* What is being asked *
Your copy of the material must match it exactly, except that pictures are dropped.

* Given material *
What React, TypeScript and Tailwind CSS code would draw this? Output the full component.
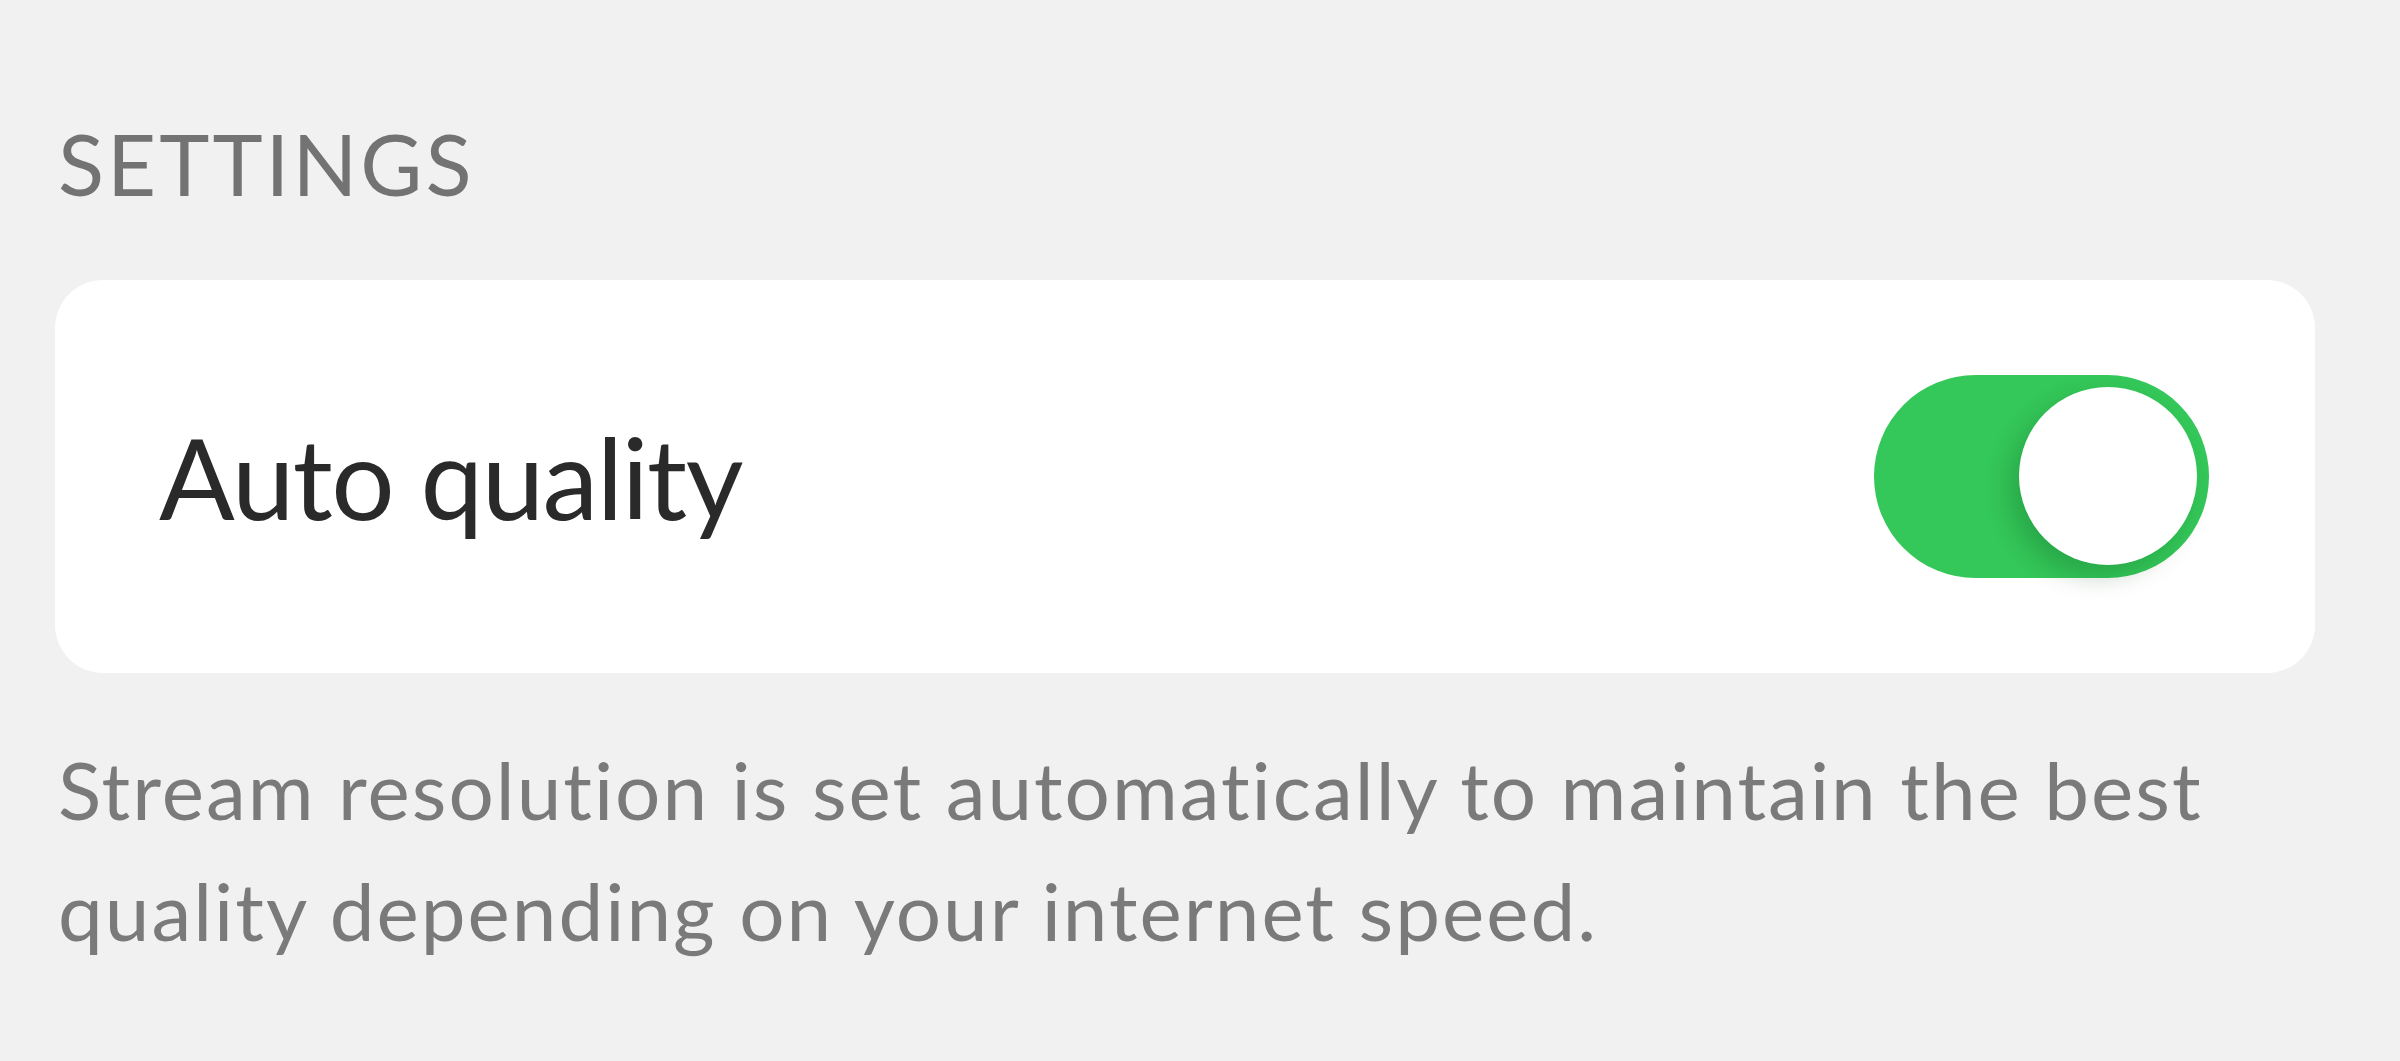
import { useState } from "react";

function Toggle({ on, onChange }: { on: boolean; onChange: (v: boolean) => void }) {
  return (
    <button
      onClick={() => onChange(!on)}
      className={`relative h-[203px] w-[335px] shrink-0 rounded-full transition-colors ${
        on ? "bg-[#34c759]" : "bg-[#e5e5ea]"
      }`}
    >
      <span
        className={`absolute top-[12px] h-[178px] w-[178px] rounded-full bg-white shadow-[-10px_12px_24px_rgba(0,60,20,0.22)] transition-all ${
          on ? "left-[145px]" : "left-[12px]"
        }`}
      />
    </button>
  );
}

export default function App() {
  const [auto, setAuto] = useState(true);

  return (
    <div className="min-h-screen w-full bg-[#f1f1f1] px-[55px] pt-[112px] font-['Lato',sans-serif] [font-variant-ligatures:none]">
      <h2 className="pl-[3px] text-[85px] leading-[102px] tracking-[3px] text-[#737373]">SETTINGS</h2>

      <div className="mt-[66px] flex h-[393px] w-[2260px] items-center justify-between rounded-[48px] bg-white pl-[104px] pr-[106px]">
        <span className="text-[112px] leading-none tracking-[-1.5px] text-[#2a2a2a]">Auto quality</span>
        <Toggle on={auto} onChange={setAuto} />
      </div>

      <p className="mt-[56px] w-[2260px] pl-[3px] text-[80px] leading-[121px] tracking-[2px] text-[#7a7a7a]">
        Stream resolution is set automatically to maintain the best quality depending on your internet speed.
      </p>
    </div>
  );
}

* Answer *
What React, TypeScript and Tailwind CSS code would draw this? Output the full component.
import { useState } from "react";

function Toggle({ on, onChange }: { on: boolean; onChange: (v: boolean) => void }) {
  return (
    <button
      onClick={() => onChange(!on)}
      className={`relative h-[203px] w-[335px] shrink-0 rounded-full transition-colors ${
        on ? "bg-[#34c759]" : "bg-[#e5e5ea]"
      }`}
    >
      <span
        className={`absolute top-[12px] h-[178px] w-[178px] rounded-full bg-white shadow-[-10px_12px_24px_rgba(0,60,20,0.22)] transition-all ${
          on ? "left-[145px]" : "left-[12px]"
        }`}
      />
    </button>
  );
}

export default function App() {
  const [auto, setAuto] = useState(true);

  return (
    <div className="min-h-screen w-full bg-[#f1f1f1] px-[55px] pt-[112px] font-['Lato',sans-serif] [font-variant-ligatures:none]">
      <h2 className="pl-[3px] text-[85px] leading-[102px] tracking-[3px] text-[#737373]">SETTINGS</h2>

      <div className="mt-[66px] flex h-[393px] w-[2260px] items-center justify-between rounded-[48px] bg-white pl-[104px] pr-[106px]">
        <span className="text-[112px] leading-none tracking-[-1.5px] text-[#2a2a2a]">Auto quality</span>
        <Toggle on={auto} onChange={setAuto} />
      </div>

      <p className="mt-[56px] w-[2260px] pl-[3px] text-[80px] leading-[121px] tracking-[2px] text-[#7a7a7a]">
        Stream resolution is set automatically to maintain the best quality depending on your internet speed.
      </p>
    </div>
  );
}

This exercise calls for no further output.